Write the records below out again exactly as given, with no images.

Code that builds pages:
-- BEGIN --

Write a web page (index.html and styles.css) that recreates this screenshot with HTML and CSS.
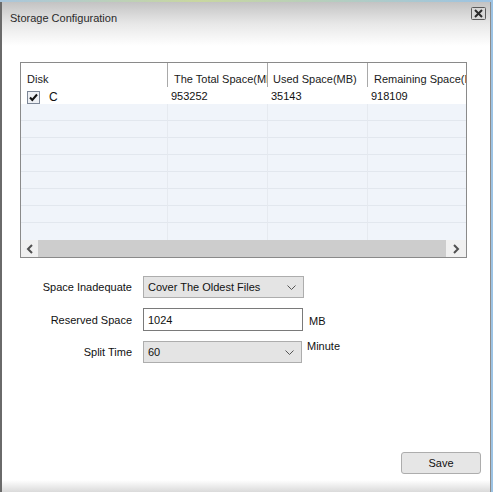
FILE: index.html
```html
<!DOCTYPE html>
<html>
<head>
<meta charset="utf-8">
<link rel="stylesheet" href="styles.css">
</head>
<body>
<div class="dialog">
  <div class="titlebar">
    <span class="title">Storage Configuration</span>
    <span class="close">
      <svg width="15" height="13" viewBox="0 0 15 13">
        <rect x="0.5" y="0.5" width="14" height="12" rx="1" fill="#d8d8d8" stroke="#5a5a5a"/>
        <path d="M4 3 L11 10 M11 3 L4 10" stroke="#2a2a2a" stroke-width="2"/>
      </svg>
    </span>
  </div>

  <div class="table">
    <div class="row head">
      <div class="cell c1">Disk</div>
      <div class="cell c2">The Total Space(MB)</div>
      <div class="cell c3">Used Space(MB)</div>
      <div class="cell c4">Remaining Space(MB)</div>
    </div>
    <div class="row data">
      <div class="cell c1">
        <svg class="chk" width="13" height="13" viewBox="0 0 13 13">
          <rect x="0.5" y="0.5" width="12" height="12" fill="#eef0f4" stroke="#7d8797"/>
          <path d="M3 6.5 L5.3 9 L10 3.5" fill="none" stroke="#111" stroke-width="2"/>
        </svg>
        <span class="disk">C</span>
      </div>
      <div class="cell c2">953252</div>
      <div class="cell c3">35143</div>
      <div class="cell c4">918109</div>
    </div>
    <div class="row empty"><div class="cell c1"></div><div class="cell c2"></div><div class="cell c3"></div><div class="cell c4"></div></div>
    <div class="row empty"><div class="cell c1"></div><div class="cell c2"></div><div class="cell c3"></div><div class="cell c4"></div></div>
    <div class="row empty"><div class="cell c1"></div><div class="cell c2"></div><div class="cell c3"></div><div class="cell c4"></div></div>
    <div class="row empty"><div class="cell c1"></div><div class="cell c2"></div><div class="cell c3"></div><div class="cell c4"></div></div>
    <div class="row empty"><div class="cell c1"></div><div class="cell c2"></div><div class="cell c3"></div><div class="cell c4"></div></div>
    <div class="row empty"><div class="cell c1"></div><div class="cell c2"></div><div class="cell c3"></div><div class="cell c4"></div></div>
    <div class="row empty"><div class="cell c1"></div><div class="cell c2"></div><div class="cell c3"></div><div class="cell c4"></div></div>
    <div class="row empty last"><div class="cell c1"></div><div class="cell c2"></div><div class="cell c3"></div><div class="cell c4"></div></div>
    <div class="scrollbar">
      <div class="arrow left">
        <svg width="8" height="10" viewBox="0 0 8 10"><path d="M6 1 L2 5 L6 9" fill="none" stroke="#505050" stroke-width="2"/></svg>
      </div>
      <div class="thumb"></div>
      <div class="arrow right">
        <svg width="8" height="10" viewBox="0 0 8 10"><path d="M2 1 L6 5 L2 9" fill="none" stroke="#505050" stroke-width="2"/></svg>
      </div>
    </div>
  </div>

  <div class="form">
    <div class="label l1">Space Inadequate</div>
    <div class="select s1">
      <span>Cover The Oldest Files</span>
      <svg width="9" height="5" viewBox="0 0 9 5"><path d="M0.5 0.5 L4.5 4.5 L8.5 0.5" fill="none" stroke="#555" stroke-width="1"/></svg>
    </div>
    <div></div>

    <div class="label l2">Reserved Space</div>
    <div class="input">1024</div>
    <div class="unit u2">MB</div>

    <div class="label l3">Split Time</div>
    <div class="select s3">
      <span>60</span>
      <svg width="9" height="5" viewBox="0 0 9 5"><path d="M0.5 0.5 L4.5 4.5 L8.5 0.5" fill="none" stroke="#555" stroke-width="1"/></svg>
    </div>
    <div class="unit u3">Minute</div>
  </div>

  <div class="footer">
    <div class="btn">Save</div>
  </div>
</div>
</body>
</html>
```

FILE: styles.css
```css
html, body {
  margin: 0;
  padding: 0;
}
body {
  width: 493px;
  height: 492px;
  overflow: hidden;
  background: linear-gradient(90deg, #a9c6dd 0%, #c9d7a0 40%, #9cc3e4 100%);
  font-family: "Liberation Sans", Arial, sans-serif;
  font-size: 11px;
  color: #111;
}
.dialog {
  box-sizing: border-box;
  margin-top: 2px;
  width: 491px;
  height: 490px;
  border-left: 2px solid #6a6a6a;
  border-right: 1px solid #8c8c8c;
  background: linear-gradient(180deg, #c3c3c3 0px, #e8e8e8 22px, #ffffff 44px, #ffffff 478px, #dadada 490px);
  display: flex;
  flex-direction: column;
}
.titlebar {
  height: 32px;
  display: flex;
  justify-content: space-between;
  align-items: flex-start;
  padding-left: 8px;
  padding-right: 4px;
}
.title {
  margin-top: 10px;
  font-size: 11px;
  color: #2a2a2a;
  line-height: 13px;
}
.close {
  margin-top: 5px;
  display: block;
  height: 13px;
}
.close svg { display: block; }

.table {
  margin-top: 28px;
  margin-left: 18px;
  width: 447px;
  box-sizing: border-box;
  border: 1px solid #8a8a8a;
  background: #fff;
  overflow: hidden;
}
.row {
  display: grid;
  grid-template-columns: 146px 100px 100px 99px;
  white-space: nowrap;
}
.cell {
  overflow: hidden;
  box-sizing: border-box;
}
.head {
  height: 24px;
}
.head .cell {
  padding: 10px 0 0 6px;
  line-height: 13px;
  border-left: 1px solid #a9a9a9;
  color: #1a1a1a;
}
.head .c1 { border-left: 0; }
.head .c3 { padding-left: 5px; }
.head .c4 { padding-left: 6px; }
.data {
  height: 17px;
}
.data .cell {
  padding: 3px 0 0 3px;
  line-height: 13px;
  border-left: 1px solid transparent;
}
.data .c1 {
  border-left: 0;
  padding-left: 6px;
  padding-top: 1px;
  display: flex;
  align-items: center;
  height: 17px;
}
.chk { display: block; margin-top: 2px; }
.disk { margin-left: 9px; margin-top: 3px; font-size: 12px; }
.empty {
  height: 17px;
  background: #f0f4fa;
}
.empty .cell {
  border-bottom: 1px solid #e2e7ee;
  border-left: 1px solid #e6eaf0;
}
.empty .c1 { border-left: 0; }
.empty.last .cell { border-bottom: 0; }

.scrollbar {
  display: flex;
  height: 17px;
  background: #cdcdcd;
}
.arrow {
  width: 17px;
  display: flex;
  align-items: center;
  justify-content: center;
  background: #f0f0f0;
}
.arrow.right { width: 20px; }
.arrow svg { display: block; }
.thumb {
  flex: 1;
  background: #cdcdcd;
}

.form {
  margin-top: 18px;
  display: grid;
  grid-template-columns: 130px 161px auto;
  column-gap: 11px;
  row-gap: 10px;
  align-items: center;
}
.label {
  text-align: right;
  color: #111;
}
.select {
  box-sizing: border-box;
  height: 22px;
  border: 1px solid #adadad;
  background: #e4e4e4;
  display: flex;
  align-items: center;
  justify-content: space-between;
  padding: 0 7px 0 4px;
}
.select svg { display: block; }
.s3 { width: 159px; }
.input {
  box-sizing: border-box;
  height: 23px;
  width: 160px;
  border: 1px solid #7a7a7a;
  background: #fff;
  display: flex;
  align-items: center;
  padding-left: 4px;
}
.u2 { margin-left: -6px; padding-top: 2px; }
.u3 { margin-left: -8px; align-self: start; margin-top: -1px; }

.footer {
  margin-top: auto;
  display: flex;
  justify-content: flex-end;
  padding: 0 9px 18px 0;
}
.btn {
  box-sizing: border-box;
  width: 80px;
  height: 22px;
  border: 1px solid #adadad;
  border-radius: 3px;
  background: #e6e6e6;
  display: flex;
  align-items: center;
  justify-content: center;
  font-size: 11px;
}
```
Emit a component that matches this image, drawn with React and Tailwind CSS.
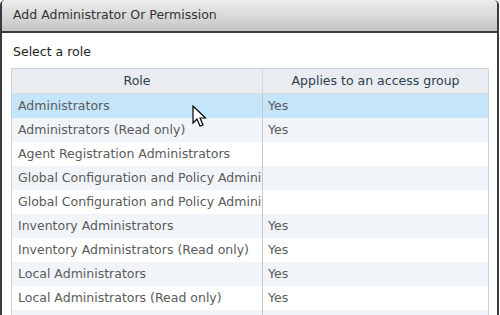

-- END --

WRITTEN RESPONSE:
Write a web page (index.html and styles.css) that recreates this screenshot with HTML and CSS.
FILE: index.html
```html
<!DOCTYPE html>
<html>
<head>
<meta charset="utf-8">
<link rel="stylesheet" href="styles.css">
</head>
<body>
<div class="dialog">
  <div class="titlebar">
    <span class="title">Storage Configuration</span>
    <span class="close">
      <svg width="15" height="13" viewBox="0 0 15 13">
        <rect x="0.5" y="0.5" width="14" height="12" rx="1" fill="#d8d8d8" stroke="#5a5a5a"/>
        <path d="M4 3 L11 10 M11 3 L4 10" stroke="#2a2a2a" stroke-width="2"/>
      </svg>
    </span>
  </div>

  <div class="table">
    <div class="row head">
      <div class="cell c1">Disk</div>
      <div class="cell c2">The Total Space(MB)</div>
      <div class="cell c3">Used Space(MB)</div>
      <div class="cell c4">Remaining Space(MB)</div>
    </div>
    <div class="row data">
      <div class="cell c1">
        <svg class="chk" width="13" height="13" viewBox="0 0 13 13">
          <rect x="0.5" y="0.5" width="12" height="12" fill="#eef0f4" stroke="#7d8797"/>
          <path d="M3 6.5 L5.3 9 L10 3.5" fill="none" stroke="#111" stroke-width="2"/>
        </svg>
        <span class="disk">C</span>
      </div>
      <div class="cell c2">953252</div>
      <div class="cell c3">35143</div>
      <div class="cell c4">918109</div>
    </div>
    <div class="row empty"><div class="cell c1"></div><div class="cell c2"></div><div class="cell c3"></div><div class="cell c4"></div></div>
    <div class="row empty"><div class="cell c1"></div><div class="cell c2"></div><div class="cell c3"></div><div class="cell c4"></div></div>
    <div class="row empty"><div class="cell c1"></div><div class="cell c2"></div><div class="cell c3"></div><div class="cell c4"></div></div>
    <div class="row empty"><div class="cell c1"></div><div class="cell c2"></div><div class="cell c3"></div><div class="cell c4"></div></div>
    <div class="row empty"><div class="cell c1"></div><div class="cell c2"></div><div class="cell c3"></div><div class="cell c4"></div></div>
    <div class="row empty"><div class="cell c1"></div><div class="cell c2"></div><div class="cell c3"></div><div class="cell c4"></div></div>
    <div class="row empty"><div class="cell c1"></div><div class="cell c2"></div><div class="cell c3"></div><div class="cell c4"></div></div>
    <div class="row empty last"><div class="cell c1"></div><div class="cell c2"></div><div class="cell c3"></div><div class="cell c4"></div></div>
    <div class="scrollbar">
      <div class="arrow left">
        <svg width="8" height="10" viewBox="0 0 8 10"><path d="M6 1 L2 5 L6 9" fill="none" stroke="#505050" stroke-width="2"/></svg>
      </div>
      <div class="thumb"></div>
      <div class="arrow right">
        <svg width="8" height="10" viewBox="0 0 8 10"><path d="M2 1 L6 5 L2 9" fill="none" stroke="#505050" stroke-width="2"/></svg>
      </div>
    </div>
  </div>

  <div class="form">
    <div class="label l1">Space Inadequate</div>
    <div class="select s1">
      <span>Cover The Oldest Files</span>
      <svg width="9" height="5" viewBox="0 0 9 5"><path d="M0.5 0.5 L4.5 4.5 L8.5 0.5" fill="none" stroke="#555" stroke-width="1"/></svg>
    </div>
    <div></div>

    <div class="label l2">Reserved Space</div>
    <div class="input">1024</div>
    <div class="unit u2">MB</div>

    <div class="label l3">Split Time</div>
    <div class="select s3">
      <span>60</span>
      <svg width="9" height="5" viewBox="0 0 9 5"><path d="M0.5 0.5 L4.5 4.5 L8.5 0.5" fill="none" stroke="#555" stroke-width="1"/></svg>
    </div>
    <div class="unit u3">Minute</div>
  </div>

  <div class="footer">
    <div class="btn">Save</div>
  </div>
</div>
</body>
</html>
```

FILE: styles.css
```css
html, body {
  margin: 0;
  padding: 0;
}
body {
  width: 493px;
  height: 492px;
  overflow: hidden;
  background: linear-gradient(90deg, #a9c6dd 0%, #c9d7a0 40%, #9cc3e4 100%);
  font-family: "Liberation Sans", Arial, sans-serif;
  font-size: 11px;
  color: #111;
}
.dialog {
  box-sizing: border-box;
  margin-top: 2px;
  width: 491px;
  height: 490px;
  border-left: 2px solid #6a6a6a;
  border-right: 1px solid #8c8c8c;
  background: linear-gradient(180deg, #c3c3c3 0px, #e8e8e8 22px, #ffffff 44px, #ffffff 478px, #dadada 490px);
  display: flex;
  flex-direction: column;
}
.titlebar {
  height: 32px;
  display: flex;
  justify-content: space-between;
  align-items: flex-start;
  padding-left: 8px;
  padding-right: 4px;
}
.title {
  margin-top: 10px;
  font-size: 11px;
  color: #2a2a2a;
  line-height: 13px;
}
.close {
  margin-top: 5px;
  display: block;
  height: 13px;
}
.close svg { display: block; }

.table {
  margin-top: 28px;
  margin-left: 18px;
  width: 447px;
  box-sizing: border-box;
  border: 1px solid #8a8a8a;
  background: #fff;
  overflow: hidden;
}
.row {
  display: grid;
  grid-template-columns: 146px 100px 100px 99px;
  white-space: nowrap;
}
.cell {
  overflow: hidden;
  box-sizing: border-box;
}
.head {
  height: 24px;
}
.head .cell {
  padding: 10px 0 0 6px;
  line-height: 13px;
  border-left: 1px solid #a9a9a9;
  color: #1a1a1a;
}
.head .c1 { border-left: 0; }
.head .c3 { padding-left: 5px; }
.head .c4 { padding-left: 6px; }
.data {
  height: 17px;
}
.data .cell {
  padding: 3px 0 0 3px;
  line-height: 13px;
  border-left: 1px solid transparent;
}
.data .c1 {
  border-left: 0;
  padding-left: 6px;
  padding-top: 1px;
  display: flex;
  align-items: center;
  height: 17px;
}
.chk { display: block; margin-top: 2px; }
.disk { margin-left: 9px; margin-top: 3px; font-size: 12px; }
.empty {
  height: 17px;
  background: #f0f4fa;
}
.empty .cell {
  border-bottom: 1px solid #e2e7ee;
  border-left: 1px solid #e6eaf0;
}
.empty .c1 { border-left: 0; }
.empty.last .cell { border-bottom: 0; }

.scrollbar {
  display: flex;
  height: 17px;
  background: #cdcdcd;
}
.arrow {
  width: 17px;
  display: flex;
  align-items: center;
  justify-content: center;
  background: #f0f0f0;
}
.arrow.right { width: 20px; }
.arrow svg { display: block; }
.thumb {
  flex: 1;
  background: #cdcdcd;
}

.form {
  margin-top: 18px;
  display: grid;
  grid-template-columns: 130px 161px auto;
  column-gap: 11px;
  row-gap: 10px;
  align-items: center;
}
.label {
  text-align: right;
  color: #111;
}
.select {
  box-sizing: border-box;
  height: 22px;
  border: 1px solid #adadad;
  background: #e4e4e4;
  display: flex;
  align-items: center;
  justify-content: space-between;
  padding: 0 7px 0 4px;
}
.select svg { display: block; }
.s3 { width: 159px; }
.input {
  box-sizing: border-box;
  height: 23px;
  width: 160px;
  border: 1px solid #7a7a7a;
  background: #fff;
  display: flex;
  align-items: center;
  padding-left: 4px;
}
.u2 { margin-left: -6px; padding-top: 2px; }
.u3 { margin-left: -8px; align-self: start; margin-top: -1px; }

.footer {
  margin-top: auto;
  display: flex;
  justify-content: flex-end;
  padding: 0 9px 18px 0;
}
.btn {
  box-sizing: border-box;
  width: 80px;
  height: 22px;
  border: 1px solid #adadad;
  border-radius: 3px;
  background: #e6e6e6;
  display: flex;
  align-items: center;
  justify-content: center;
  font-size: 11px;
}
```
Emit a component that matches this image, drawn with React and Tailwind CSS.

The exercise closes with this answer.